Seattle council member Juarez smacks down colleague’s anti-cop position
Aug 9, 2016, 5:29 AM | Updated: 9:41 am
Watch above video from 5:33 to hear Seattle council member Mike O’Brien’s statements, and council member Debora Juarez’s response.
Seattle City Council member Debora Juarez faced off with her colleague on the dais when he argued that people are afraid of the officers who will occupy a proposed police station in Seattle.
Despite a decision 20 years in the making, Seattle City Council member Mike O’Brien continues to try and stop the City of Seattle from constructing a much-needed Seattle police station in the North Precinct.

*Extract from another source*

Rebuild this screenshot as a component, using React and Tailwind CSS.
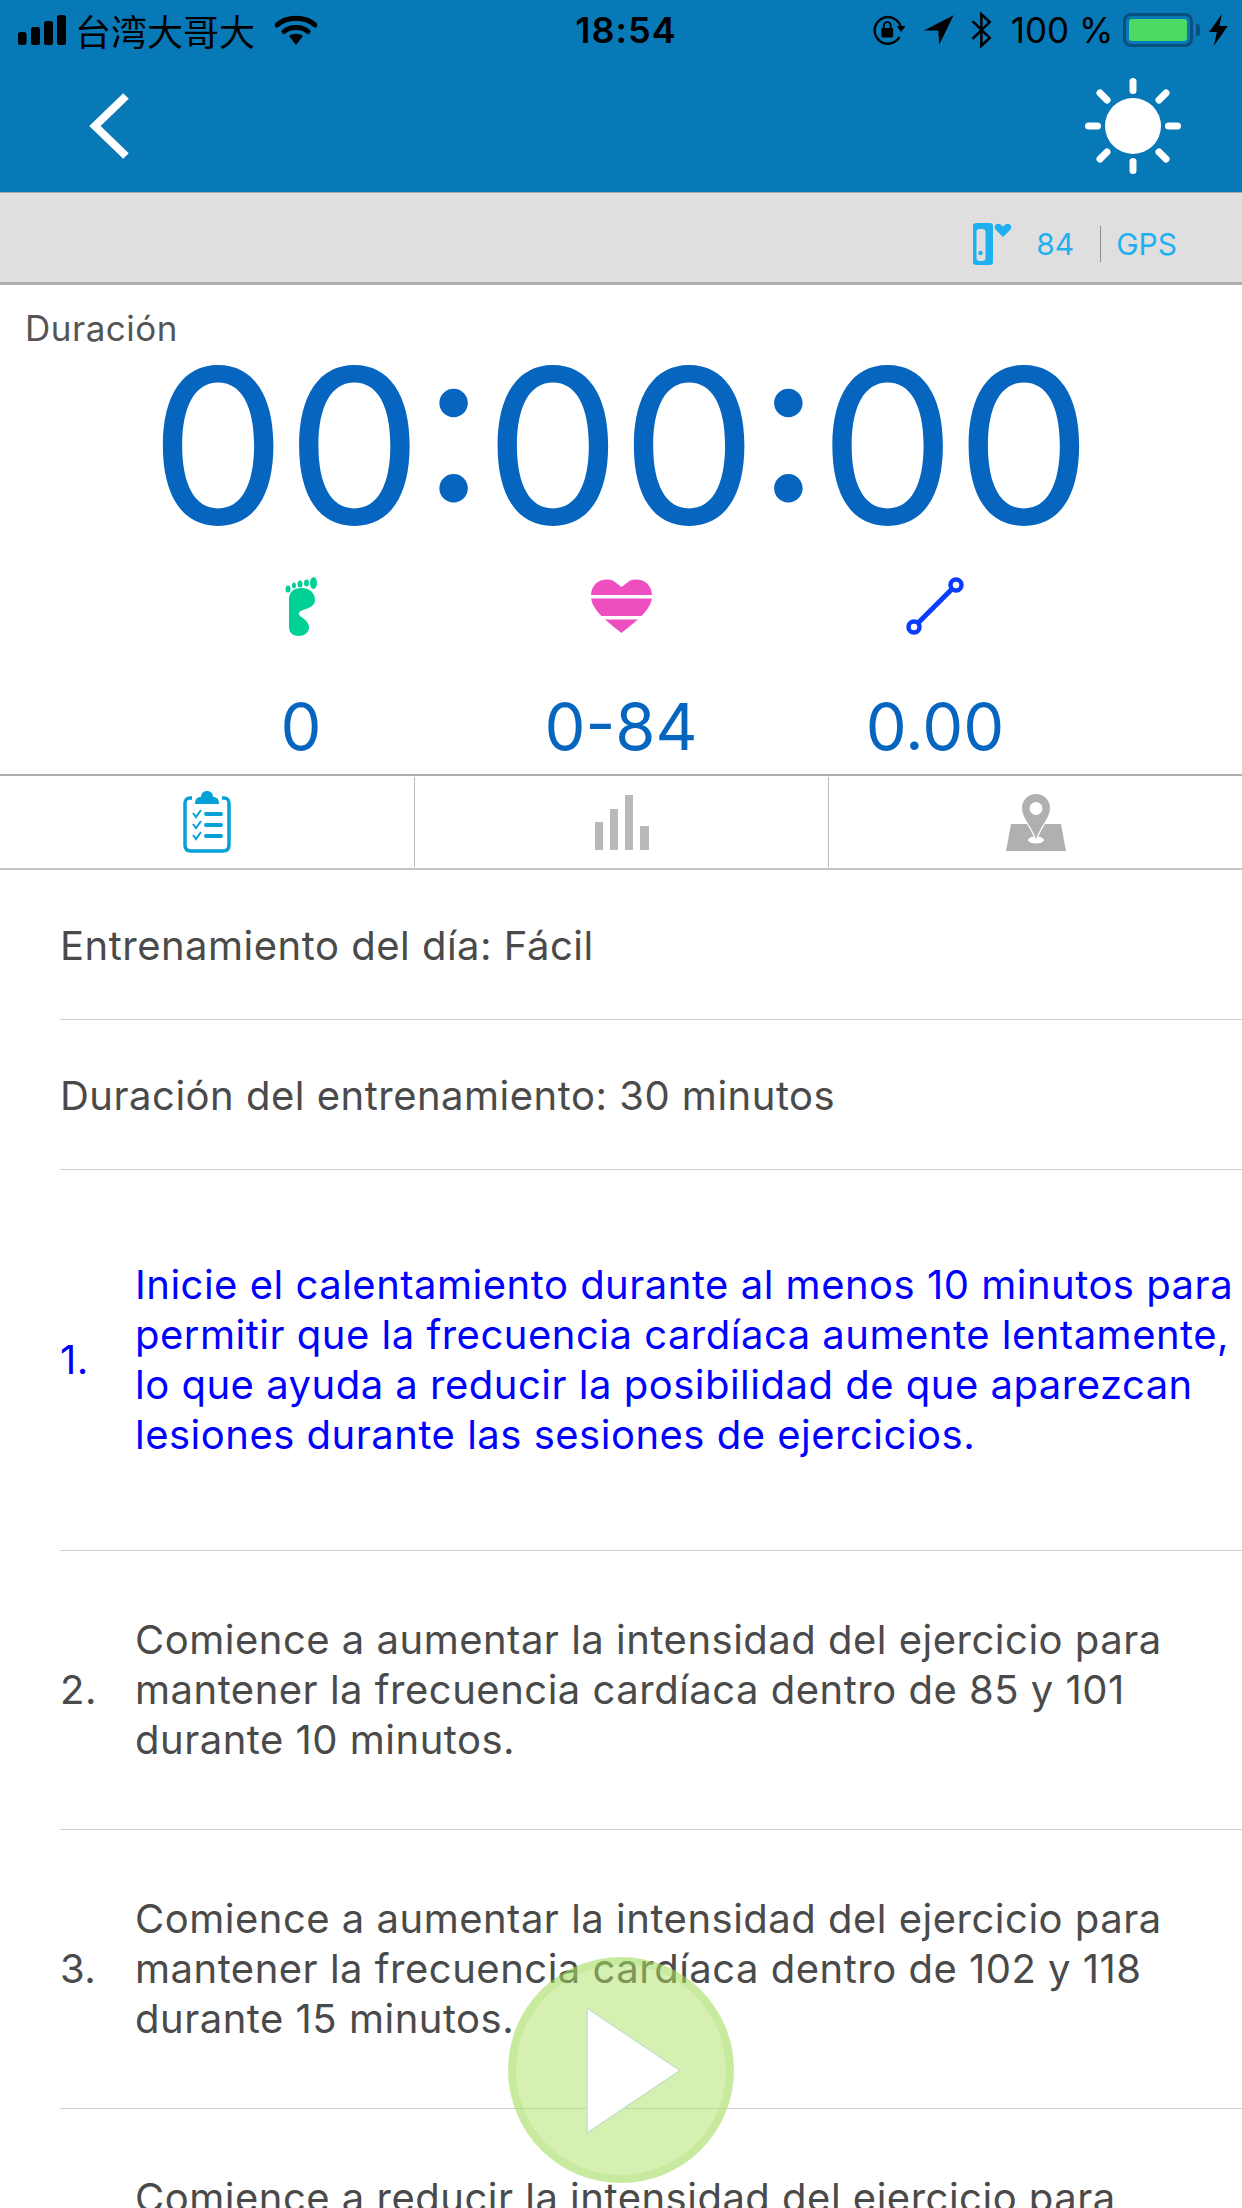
const rows = [
  { num: "1.", blue: true, lines: ["Inicie el calentamiento durante al menos 10 minutos para", "permitir que la frecuencia cardíaca aumente lentamente,", "lo que ayuda a reducir la posibilidad de que aparezcan", "lesiones durante las sesiones de ejercicios."], h: "h-[381px]" },
  { num: "2.", lines: ["Comience a aumentar la intensidad del ejercicio para", "mantener la frecuencia cardíaca dentro de 85 y 101", "durante 10 minutos."], h: "h-[279px]" },
  { num: "3.", lines: ["Comience a aumentar la intensidad del ejercicio para", "mantener la frecuencia cardíaca dentro de 102 y 118", "durante 15 minutos."], h: "h-[279px]" },
  { num: "4.", lines: ["Comience a reducir la intensidad del ejercicio para", "\u00a0", "\u00a0"], h: "h-[279px]" },
];

const StatusBar = () => (
  <div className="h-[60px] flex items-center justify-between pl-[18px] pr-[14px] text-black">
    <div className="flex items-center w-[362px]">
      <svg width="48" height="30" viewBox="0 0 48 30" fill="currentColor">
        <rect x="0" y="17" width="8.5" height="13" rx="2.5" />
        <rect x="13" y="12" width="9" height="18" rx="2.5" />
        <rect x="26" y="6" width="9" height="24" rx="2.5" />
        <rect x="39" y="0" width="9" height="30" rx="2.5" />
      </svg>
      <span className="ml-[9px] text-[36px] leading-[40px] whitespace-nowrap font-['Noto_Sans_CJK_TC','Noto_Sans_CJK_SC',sans-serif]">台湾大哥大</span>
      <svg className="ml-[20px]" width="42" height="30" viewBox="0 0 42 30">
        <path d="M2 10 C12 1 30 1 40 10" fill="none" stroke="currentColor" strokeWidth="5" strokeLinecap="round" />
        <path d="M9 16.5 C15 11 27 11 33 16.5" fill="none" stroke="currentColor" strokeWidth="5" strokeLinecap="round" />
        <path d="M14 21 C18 18 24 18 28 21 L21 30 Z" fill="currentColor" />
      </svg>
    </div>
    <span className="text-[36px] leading-[40px] tracking-[1px] font-semibold">18:54</span>
    <div className="flex items-center w-[356px] justify-end">
      <svg width="34" height="30" viewBox="0 0 34 30">
        <path d="M28 22 A13.5 13.5 0 1 1 29 11" fill="none" stroke="currentColor" strokeWidth="2.4" />
        <path d="M25 11 L34 11 L29.5 17 Z" fill="currentColor" />
        <rect x="9.5" y="13" width="12" height="9.5" rx="1.5" fill="currentColor" />
        <path d="M12 13 V10.5 A3.5 3.5 0 0 1 19 10.5 V13" fill="none" stroke="currentColor" strokeWidth="2" />
      </svg>
      <svg className="ml-[19px]" width="30" height="30" viewBox="0 0 30 30" fill="currentColor">
        <path d="M30 0 L0 15.5 L14.5 15.5 L15.5 30 Z" />
      </svg>
      <svg className="ml-[17px]" width="21" height="36" viewBox="0 0 21 36">
        <path d="M1.5 9 L19 26 L10.5 34 V2 L19 10 L1.5 27" fill="none" stroke="currentColor" strokeWidth="2.6" />
      </svg>
      <span className="ml-[19px] text-[35px] leading-[40px] whitespace-nowrap">100 %</span>
      <div className="ml-[10px] flex items-center">
        <div className="w-[70px] h-[34px] rounded-[8px] border-[3px] border-[#0a4f7d] p-[3px]">
          <div className="w-full h-full bg-[#4cd964] rounded-[3px]"></div>
        </div>
        <div className="w-[4px] h-[12px] ml-[3px] bg-[#0a4f7d] rounded-r-[3px]"></div>
      </div>
      <svg className="ml-[9px]" width="19" height="32" viewBox="0 0 19 32" fill="currentColor">
        <path d="M13 0 L0 18 H8 L5 32 L19 12 H10.5 Z" />
      </svg>
    </div>
  </div>
);

const Sun = () => (
  <svg width="96" height="96" viewBox="0 0 96 96" fill="none" stroke="white" strokeWidth="7" strokeLinecap="round">
    <circle cx="48" cy="48" r="28" fill="white" stroke="none" />
    <path d="M48 3.5 V12.5 M48 83.5 V92.5 M3.5 48 H12.5 M83.5 48 H92.5 M15 15 L22 22 M74 74 L81 81 M81 15 L74 22 M22 74 L15 81" />
  </svg>
);

const BandIcon = () => (
  <svg width="39" height="42" viewBox="0 0 39 42">
    <rect x="0" y="0" width="20" height="42" rx="3" fill="#1fb0ef" />
    <rect x="3.5" y="6" width="9" height="32" rx="3" fill="#dfdfdf" />
    <circle cx="7.5" cy="30" r="2.2" fill="#1fb0ef" />
    <path d="M30 14 L22.5 6.5 C20 3 24 -1 27.5 1.5 L30 3.5 L32.5 1.5 C36 -1 40 3 37.5 6.5 Z" fill="#1fb0ef" />
  </svg>
);

const Foot = () => (
  <svg width="32" height="59" viewBox="0 0 32 59" fill="#00d096">
    <path d="M4 22 C4 14 10 11 17 11 C25 11 30 16 30 23 C30 29 24 31 18 33 C13 35 13 37 15 39 C20 42 24 46 24 50 C24 56 19 59 14 59 C8 59 4 56 4 50 Z" />
    <ellipse cx="28.5" cy="6" rx="3.5" ry="6" />
    <ellipse cx="21.5" cy="6" rx="2.5" ry="3.5" />
    <ellipse cx="15" cy="7" rx="2.5" ry="3.5" />
    <ellipse cx="9" cy="8.5" rx="2" ry="3" />
    <ellipse cx="3" cy="12" rx="2.5" ry="3.5" />
  </svg>
);

const Heart = () => (
  <svg width="61" height="54" viewBox="0 0 61 54">
    <path d="M30.5 8 L22 1.5 C12 -2 0 3 0 17 C0 30 14 41 30.5 54 C47 41 61 30 61 17 C61 3 49 -2 39 1.5 Z" fill="#ee4fc0" />
    <rect x="0" y="16" width="61" height="3.5" fill="white" />
    <rect x="0" y="37" width="61" height="3.5" fill="white" />
  </svg>
);

const Route = () => (
  <svg width="60" height="60" viewBox="0 0 60 60" fill="none" stroke="#0a3cff" strokeWidth="4.5">
    <circle cx="51" cy="9" r="5.5" />
    <circle cx="9" cy="51" r="5.5" />
    <path d="M47 13 L13 47" strokeWidth="5" />
  </svg>
);

const Clipboard = () => (
  <svg width="48" height="62" viewBox="0 0 48 62" fill="none" stroke="#05a0d8">
    <path d="M9 7 H7 C4 7 2 9 2 12 V54 C2 58 4 60 8 60 H40 C44 60 46 58 46 54 V12 C46 9 44 7 41 7 H39" strokeWidth="3.5" />
    <path d="M12 13 C12 8 14 6 18 6 C18 2 21 0 24 0 C27 0 30 2 30 6 C34 6 36 8 36 13 Z" fill="#05a0d8" stroke="none" />
    <path d="M10 22 L13 26 L18 19 M10 33 L13 37 L18 30 M10 44 L13 48 L18 41" strokeWidth="2" />
    <path d="M23 23 H38 M23 34 H38 M23 45 H38" strokeWidth="4" strokeLinecap="round" />
  </svg>
);

const Bars = () => (
  <svg width="54" height="55" viewBox="0 0 54 55" fill="#b9b9b9">
    <rect x="0" y="27" width="8" height="28" />
    <rect x="15" y="14" width="8" height="41" />
    <rect x="30" y="0" width="8" height="55" />
    <rect x="45" y="31" width="9" height="24" />
  </svg>
);

const MapPin = () => (
  <svg width="60" height="57" viewBox="0 0 60 57" fill="#b0b0b0">
    <path d="M5 30 H55 L60 57 H0 Z" />
    <ellipse cx="30" cy="46" rx="8" ry="3.5" fill="white" />
    <path fillRule="evenodd" d="M30 0 C21 0 16 7 16 14 C16 24 25 31 30 45 C35 31 44 24 44 14 C44 7 39 0 30 0 Z M30 8 A6.5 6.5 0 1 1 30 21 A6.5 6.5 0 1 1 30 8 Z" stroke="white" strokeWidth="2.5" paintOrder="stroke" />
  </svg>
);

const Stat = ({ icon, value }) => (
  <div className="flex flex-col items-center">
    <div className="h-[62px] flex items-center">{icon}</div>
    <div className="mt-[55px] text-[65px] leading-[70px] text-[#0565bf]">{value}</div>
  </div>
);

const App = () => {
  return (
    <div className="relative w-[1242px] h-[2208px] overflow-hidden bg-white font-['Inter','Noto_Sans_CJK_TC',sans-serif]">
      <div className="h-[192px] bg-[#0779b7]">
        <StatusBar />
        <div className="flex items-center justify-between pl-[88px] pr-[61px] h-[132px]">
          <svg width="42" height="66" viewBox="0 0 42 66" fill="none" stroke="white" strokeWidth="8">
            <path d="M38 3 L7 33 L38 63" />
          </svg>
          <Sun />
        </div>
      </div>

      <div className="h-[93px] bg-[#dfdfdf] border-t border-[#a9a9a9] border-b-[3px] border-b-[#adadad] pt-[13px] flex items-center justify-end pr-[65px] text-[#1fb0ef]">
        <span className="mr-[-1px] flex items-center"><BandIcon /></span>
        <span className="ml-[25px] text-[30px] leading-[36px]">84</span>
        <span className="ml-[26px] w-px h-[36px] bg-[#8d8d8d]"></span>
        <span className="ml-[15px] text-[30px] leading-[36px]">GPS</span>
      </div>

      <div className="h-[491px] border-b-2 border-[#adadad]">
        <div className="pl-[25px] pt-[22px] text-[35px] leading-[42px] tracking-[0.5px] text-[#555555]">Duración</div>
        <div className="mt-[-3px] h-[200px] text-center text-[216px] leading-[200px] text-[#0565bf] whitespace-nowrap">00:00:00</div>
        <div className="mt-[29px] pl-[141px] grid grid-cols-[320px_320px_308px]">
          <Stat icon={<Foot />} value="0" />
          <Stat icon={<Heart />} value="0-84" />
          <Stat icon={<Route />} value="0.00" />
        </div>
      </div>

      <div className="h-[94px] grid grid-cols-3 items-center border-b-2 border-[#c4c4c4]">
        <div className="h-[90px] flex items-center justify-center"><Clipboard /></div>
        <div className="h-[90px] flex items-center justify-center border-l border-[#bdbdbd]"><Bars /></div>
        <div className="h-[90px] flex items-center justify-center border-l border-[#bdbdbd]"><MapPin /></div>
      </div>

      <div className="ml-[60px] text-[40px] leading-[50px] tracking-[0.5px] text-[#4a4a4a]">
        <div className="h-[150px] pt-[3px] flex items-center border-b border-[#cfcfcf]">Entrenamiento del día: Fácil</div>
        <div className="h-[150px] pt-[3px] flex items-center border-b border-[#cfcfcf]">Duración del entrenamiento: 30 minutos</div>
        {rows.map((row) => (
          <div key={row.num} className={`${row.h} flex items-center border-b border-[#cfcfcf] ${row.blue ? "text-[#0000ff]" : ""}`}>
            <span className="w-[75px] shrink-0">{row.num}</span>
            <div className="whitespace-nowrap">
              {row.lines.map((line, i) => (
                <div key={i}>{line}</div>
              ))}
            </div>
          </div>
        ))}
      </div>

      <div className="absolute left-[508px] top-[1957px] w-[226px] h-[226px] rounded-full bg-[#abe163]/50 border-[8px] border-[#8fd14f]/20 flex items-center justify-center">
        <svg className="ml-[25px]" width="96" height="127" viewBox="0 0 96 127">
          <path d="M1 1 L94 63.5 L1 126 Z" fill="white" stroke="#c3e2c4" strokeWidth="1.5" />
        </svg>
      </div>
    </div>
  );
};

export default App;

At a council briefing Monday, Juarez didn’t let him off easy.
Related: Seattleites worried about proposed North Precinct police “bunker“
O’Brien’s reasoning? He claims (in his most sensitive-sounding tone) that some community members “…are afraid of the people in that building and what that building stands for.”
He said it was disappointing that a “racial equity toolkit” wasn’t done on this building project.
Just so we’re clear: Mike O’Brien, who desperately wants to become mayor of Seattle — which explains why he’s working extra hard at placating the activist vote — is siding with anti-cop activists who treat police officers like murderous lepers. But this is what he does well: offer up a dose of white paternalism. That he, as a white guy, is there to protect people of color from the evil police. What on Earth would people of color do without O’Brien as protector?
Much to her credit, council member Juarez vehemently defended the project and wasn’t having any of this white paternalism nonsense. Here’s her defense, in part:
I don’t know about the rest of the world but I am not afraid of a building. I’m not afraid of the people in the building … I’m really getting tired of people making this issue about some people are afraid of people in a police station … I’m not just spouting out political rhetoric to gain political points … if you make this a divisive issue about that, then we will have a problem.
Juarez said she “…was born and raised in a community with violence. I’ve been the victim” before rejecting the nonsense O’Brien was spouting.